ARCHIVED - Still no consensus reached on relaxing facemask wearing law in Spain
Cautious regional governments advocate waiting for further Covid improvements: the matter will be discussed again next week
In many parts of Spain impatience is growing as the temperatures warm up and people become anxious to see a relaxation in the anti-pandemic rules concerning the obligatory wearing of facemasks in public places, but the latest meeting of the inter-territorial public health committee, in which all 17 regional governments are represented, resulted in no concrete target date being set.
Prime Minister Pedro Sánchez has indicated that the removal of facemasks in public will become possible “soon” as the Covid pandemic eases, but at Wednesday’s meeting the regions of Spain were almost evenly divided over the issue, agreeing only to raise the matter again next week.
On the one hand, Catalunya, the Comunidad Valenciana, Murcia, Castilla-La Mancha, Galicia, Madrid, Aragón and the Balearics are all in favor of relaxing the rules at the end of June or in the first week of July, although Juan José Pedreño, the Murcia Health minister, recognizes that the change would have to be universal throughout Spain.

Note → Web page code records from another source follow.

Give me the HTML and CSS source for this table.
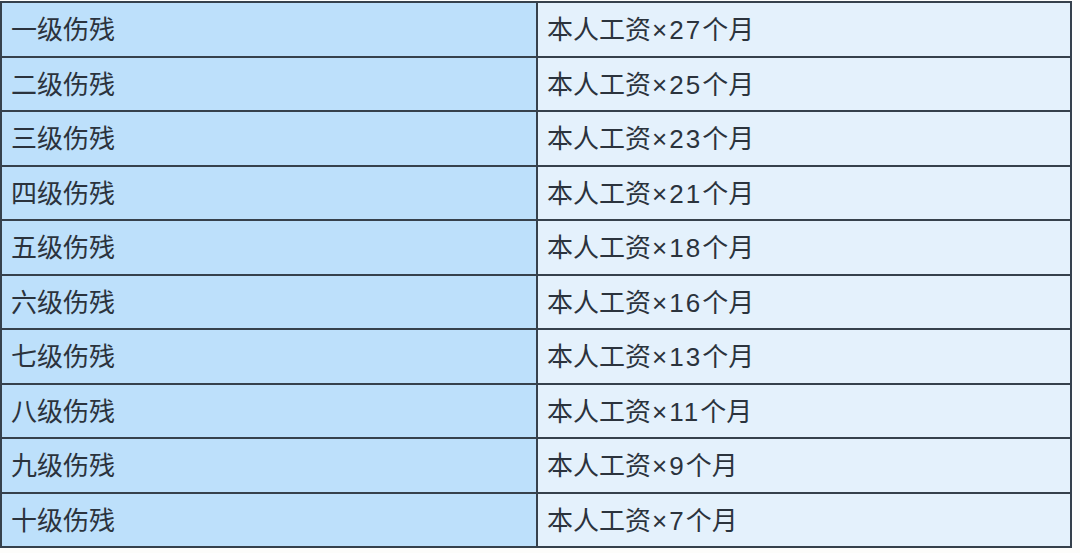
FILE: index.html
```html
<!DOCTYPE html>
<html lang="zh">
<head>
<meta charset="utf-8">
<link rel="stylesheet" href="styles.css">
</head>
<body>
<div class="wrap">
<table class="grade">
<colgroup><col class="c1"><col class="c2"></colgroup>
<tbody>
<tr><td class="lvl">一级伤残</td><td class="pay">本人工资<span class="mul">×27</span>个月</td></tr>
<tr><td class="lvl">二级伤残</td><td class="pay">本人工资<span class="mul">×25</span>个月</td></tr>
<tr><td class="lvl">三级伤残</td><td class="pay">本人工资<span class="mul">×23</span>个月</td></tr>
<tr><td class="lvl">四级伤残</td><td class="pay">本人工资<span class="mul">×21</span>个月</td></tr>
<tr><td class="lvl">五级伤残</td><td class="pay">本人工资<span class="mul">×18</span>个月</td></tr>
<tr><td class="lvl">六级伤残</td><td class="pay">本人工资<span class="mul">×16</span>个月</td></tr>
<tr><td class="lvl">七级伤残</td><td class="pay">本人工资<span class="mul">×13</span>个月</td></tr>
<tr><td class="lvl">八级伤残</td><td class="pay">本人工资<span class="mul">×11</span>个月</td></tr>
<tr><td class="lvl">九级伤残</td><td class="pay">本人工资<span class="mul">×9</span>个月</td></tr>
<tr><td class="lvl">十级伤残</td><td class="pay">本人工资<span class="mul">×7</span>个月</td></tr>
</tbody>
</table>
</div>
</body>
</html>
```

FILE: styles.css
```css
html, body {
  margin: 0;
  padding: 0;
  background: #fdfdfb;
}
.wrap {
  padding: 1px 0 0 0;
}
.grade {
  border-collapse: collapse;
  width: 1072px;
  height: 547px;
  table-layout: fixed;
  font-family: "Liberation Sans", "Noto Sans CJK SC", sans-serif;
  font-size: 26px;
  color: #2b333d;
}
.grade .c1 {
  width: 536px;
}
.grade td {
  border: 2px solid #36414c;
  padding: 2px 0 0 9px;
  vertical-align: middle;
  white-space: nowrap;
  line-height: 1;
}
.grade .lvl {
  background: #bde0fb;
}
.grade .pay {
  background: #e4f1fc;
}
.grade .mul {
  margin-left: 1px;
  letter-spacing: 2px;
}
```
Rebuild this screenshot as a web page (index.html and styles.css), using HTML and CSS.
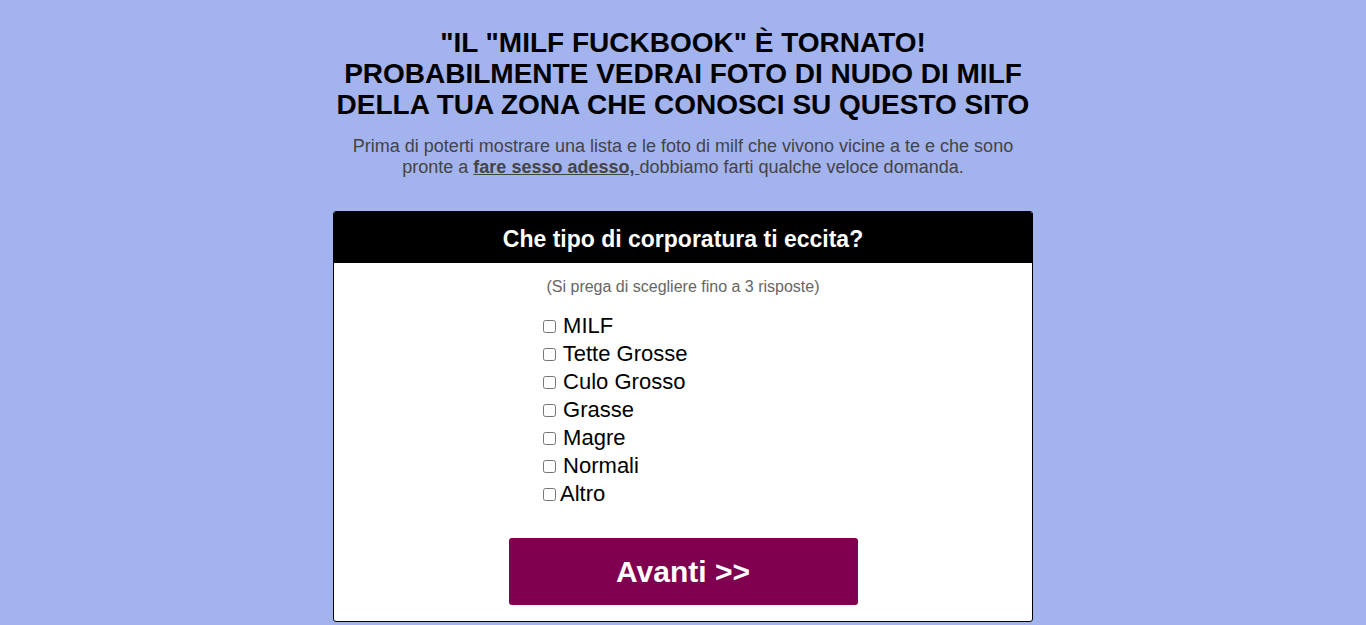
FILE: index.html
```html
<!DOCTYPE html>
<html lang="it">
<head>
<meta charset="utf-8">
<title>Milf Fuckbook</title>
<link rel="stylesheet" href="styles.css">
</head>
<body>
<div class="wrap">
  <h1 class="title">"IL "MILF FUCKBOOK" È TORNATO!<br>PROBABILMENTE VEDRAI FOTO DI NUDO DI MILF DELLA TUA ZONA CHE CONOSCI SU QUESTO SITO</h1>
  <p class="intro">Prima di poterti mostrare una lista e le foto di milf che vivono vicine a te e che sono pronte a <b class="hot">fare sesso adesso, </b>dobbiamo farti qualche veloce domanda.</p>
  <div class="card">
    <div class="card-head">Che tipo di corporatura ti eccita?</div>
    <div class="card-body">
      <p class="hint">(Si prega di scegliere fino a 3 risposte)</p>
      <div class="options">
        <label class="opt"><input type="checkbox"> MILF</label>
        <label class="opt"><input type="checkbox"> Tette Grosse</label>
        <label class="opt"><input type="checkbox"> Culo Grosso</label>
        <label class="opt"><input type="checkbox"> Grasse</label>
        <label class="opt"><input type="checkbox"> Magre</label>
        <label class="opt"><input type="checkbox"> Normali</label>
        <label class="opt tight"><input type="checkbox">Altro</label>
      </div>
      <button class="next" type="button">Avanti &gt;&gt;</button>
    </div>
  </div>
</div>
</body>
</html>
```
FILE: styles.css
```css
html, body {
  margin: 0;
  padding: 0;
  background: #a3b3ee;
  font-family: "Liberation Sans", Arial, sans-serif;
}
.wrap {
  width: 700px;
  margin: 0 auto;
  padding-top: 27px;
}
.title {
  margin: 0;
  text-align: center;
  font-size: 28px;
  line-height: 31px;
  font-weight: bold;
  color: #000;
}
.intro {
  margin: 16px 18px 0;
  text-align: center;
  font-size: 18px;
  line-height: 21px;
  color: #444;
}
.hot {
  color: #444;
  text-decoration: underline;
}
.card {
  margin-top: 33px;
  background: #fff;
  border: 1px solid #000;
  border-radius: 3px;
  overflow: hidden;
}
.card-head {
  background: #000;
  color: #fff;
  text-align: center;
  font-size: 23px;
  font-weight: bold;
  height: 51px;
  line-height: 54px;
}
.card-body {
  padding: 15px 0 16px;
}
.hint {
  margin: 0;
  text-align: center;
  font-size: 16px;
  line-height: 18px;
  color: #666;
}
.options {
  padding-left: 209px;
  margin-top: 16px;
  display: flex;
  flex-direction: column;
}
.opt {
  display: flex;
  align-items: center;
  height: 28px;
  font-size: 22px;
  color: #000;
  white-space: pre;
}
.opt input {
  margin: 0 1px 0 0;
  width: 13px;
  height: 13px;
}
.opt.tight input {
  margin-right: 4px;
}
.next {
  display: block;
  width: 349px;
  height: 67px;
  margin: 30px auto 0;
  background: #800050;
  color: #fff;
  border: none;
  border-radius: 3px;
  font-family: "Liberation Sans", Arial, sans-serif;
  font-size: 30px;
  font-weight: bold;
  cursor: pointer;
}
```
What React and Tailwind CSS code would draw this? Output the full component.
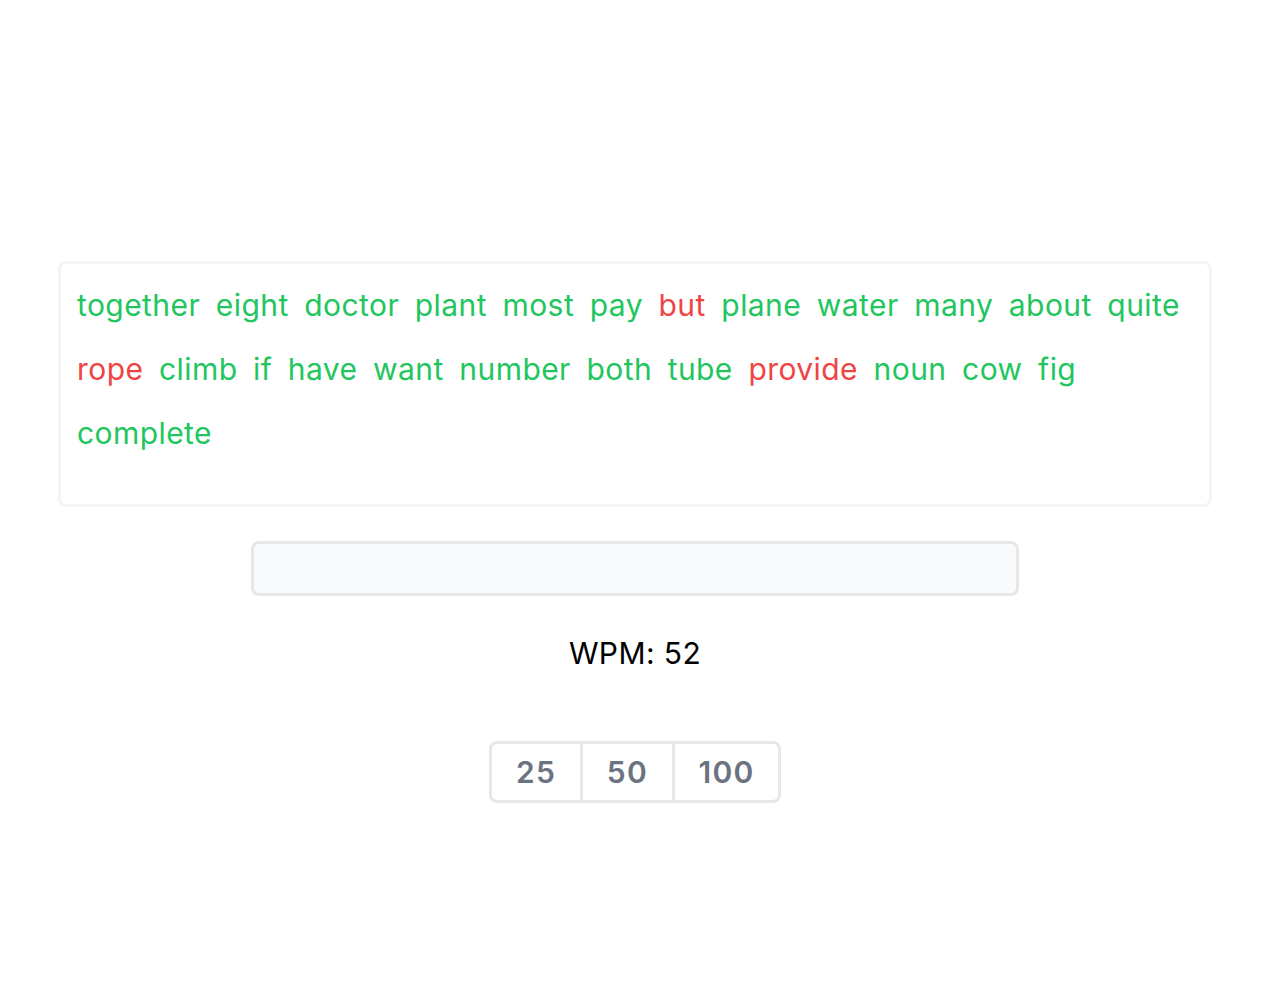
import React from "react";

const words = [
  ["together", 1], ["eight", 1], ["doctor", 1], ["plant", 1], ["most", 1], ["pay", 1], ["but", 0], ["plane", 1], ["water", 1], ["many", 1], ["about", 1], ["quite", 1],
  ["rope", 0], ["climb", 1], ["if", 1], ["have", 1], ["want", 1], ["number", 1], ["both", 1], ["tube", 1], ["provide", 0], ["noun", 1], ["cow", 1], ["fig", 1],
  ["complete", 1],
];

export default function App() {
  return (
    <div className="w-[1270px] min-h-[996px] bg-white pt-[261px] flex flex-col items-center" style={{ fontFamily: "Inter, 'Noto Sans', sans-serif" }}>
      <div className="w-[1154px] h-[246px] border-[3px] border-[#f3f4f6] rounded-lg px-4 pt-[9px]">
        <div className="flex flex-wrap gap-x-[15.6px] text-[30px] leading-[64px] tracking-[0.43px]">
          {words.map(([w, ok], i) => (
            <span key={i} className={ok ? "text-[#22c55e]" : "text-[#ef4444]"}>{w}</span>
          ))}
        </div>
      </div>
      <div className="mt-[34px] w-[768px] h-[55px] border-[3px] border-[#e5e7eb] bg-[#f9fafb] rounded-lg"></div>
      <div className="mt-[39px] text-[30px] leading-[36px] tracking-[0.4px] text-black">WPM: 52</div>
      <div className="mt-[70px] flex border-[3px] border-[#e5e7eb] rounded-lg">
        <button className="w-[88px] h-[56px] text-[30px] font-semibold tracking-[1.3px] text-[#6b7280]">25</button>
        <button className="w-[92px] h-[56px] text-[30px] font-semibold tracking-[1.3px] text-[#6b7280] border-l-[3px] border-[#e5e7eb]">50</button>
        <button className="w-[106px] h-[56px] text-[30px] font-semibold tracking-[1.3px] text-[#6b7280] border-l-[3px] border-[#e5e7eb]">100</button>
      </div>
    </div>
  );
}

Opposed to this view, though, are the Basque Country, Navarra, Extremadura, Castilla y León, Andalucía and Cantabria, where the feeling is that to relax the rules now would be premature, and that a little more patience is required until either 50 per cent of the population are fully vaccinated against coronavirus or the national 14-day incidence rate drops below 50 cases per 100,000 inhabitants.